At NAB 2015, I put in a preorder for a Black Magic Ursa Mini 4.6K PL, knowing full well that Blackmagic's "Shipping in July" estimate was likely to slip. I did however hope that they would ship the cameras in Fall, or at least by the end of the year.
When RED announced the Scarlet-W in December, sadly there was still no news from Black Magic... so I decided to put a deposit on a Scarlet-W. People on the REDUser forum insisted that RED wouldn't make us wait six months or more for our cameras.
RED started shipping the Scarlet-W on schedule, with allocations for bodies beginning toward the end of February, and the starter packages in March. For a while it seemed like things were going quite well, as RED shipped cameras to people who had pre-ordered Ravens and switched their preorders to Scarlet-W after the announcement.
Then, in May, RED announced that Scarlet-W production was being halted for a month so that it could concentrate on catching up on Raven preorders. It wasn't until August that production on Scarlet-W started up again, and even now in September people who pre-ordered Scarlet-W are still awaiting allocations.
Throughout the process, Jarred Land and Brent have been fielding questions on the forums and providing updates. Mainly that RED is starved for sensors; their production capacity simply wasn't enough to keep up with the demand, which far exceeded their expectations.
During this period, the Ursa Mini 4.6K started shipping, Panasonic launched the Varicam LT, and Canon has been running a $4000 discount on its C300MKII. In spite of some delays, Kinefinity has started shipping its Terra cameras.
Ignoring its customers would probably have lead to losing a lot of sales to these competitors, and it takes time to ramp up production capacity, especially for large and complicated chips like sensors. Yields on chips that big are challenging to ramp up even for the likes of Intel and TSMC and UMC, so for a small manufacturer like RED, high volumes just aren't in the cards; reality is against them.
Jarred Land and Brent at RED are on the forums though frequently talking to customers, giving out both good news and bad.

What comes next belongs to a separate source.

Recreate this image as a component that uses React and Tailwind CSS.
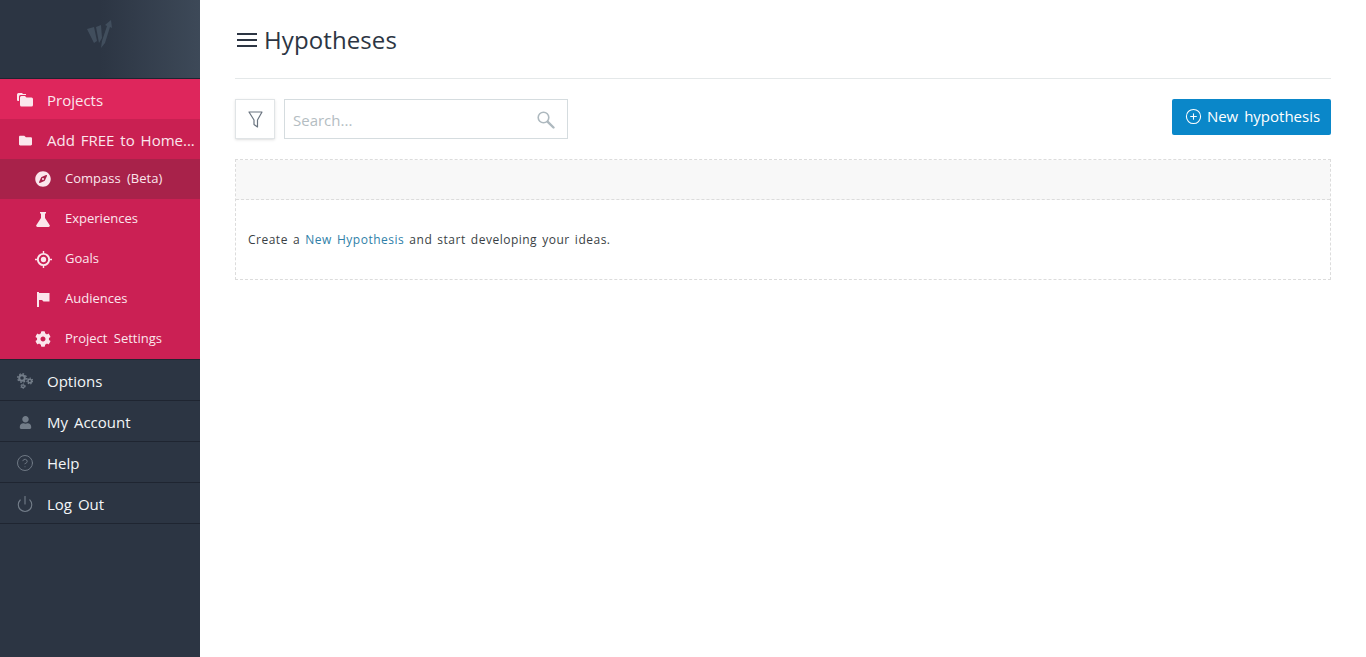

That by itself is pretty unusual; most companies just stay silent. RED went an extra step however, in offering loaner cameras to people awaiting their cameras. Originally Jarred said that would only be for the month of May, but I received a loaner Scarlet Dragon toward the end of July, and the loaner department said I could keep it until my Scarlet-W gets allocated.
This is a loaner; not a rental. And in spite of being a fairly old Scarlet-X body, it has a Dragon sensor in it, and we're recording in REDcode. The dynamic range has been helpful especially for filming outdoor scenes, but since we're shooting at ISO 800 most of the time now instead of ISO 320, we don't need as much light, making things easier on set as well. The Scarlet Dragon's lowest compression ratio is 8:1 in 5K, which looks excellent and has wonderful flexility for grading, while at the same time requiring far less disk space and time for backups than the 4K ProRes 444 we've been using on the Cion.
The CEO actively engaging with customers is pretty unusual in itself. Not a lot of companies work that way, even small ones. Offering loaner cameras is quite generous.
But even that wasn't enough for RED. RED invested in new sensor fabrication lines in the hopes of making more sensors quickly enough to catch up with demand, but those new lines only started coming online around the beginning of August.
In the meantime, RED also announced a new sensor, the Helium. The first batch of limited edition cameras sold out in around ten minutes, all the while Scarlet-W pre-order customers continued waiting.
So, RED has now added another gambit for alleviating the Dragon backlog. RED is offering Scarlet-W customers who are still awaiting cameras an opportunity to jump out of the Scarlet-W queue and into the Epic-W queue with a very deep discount.
In other words, RED is putting its customers ahead of its bottom line. And that is impressive.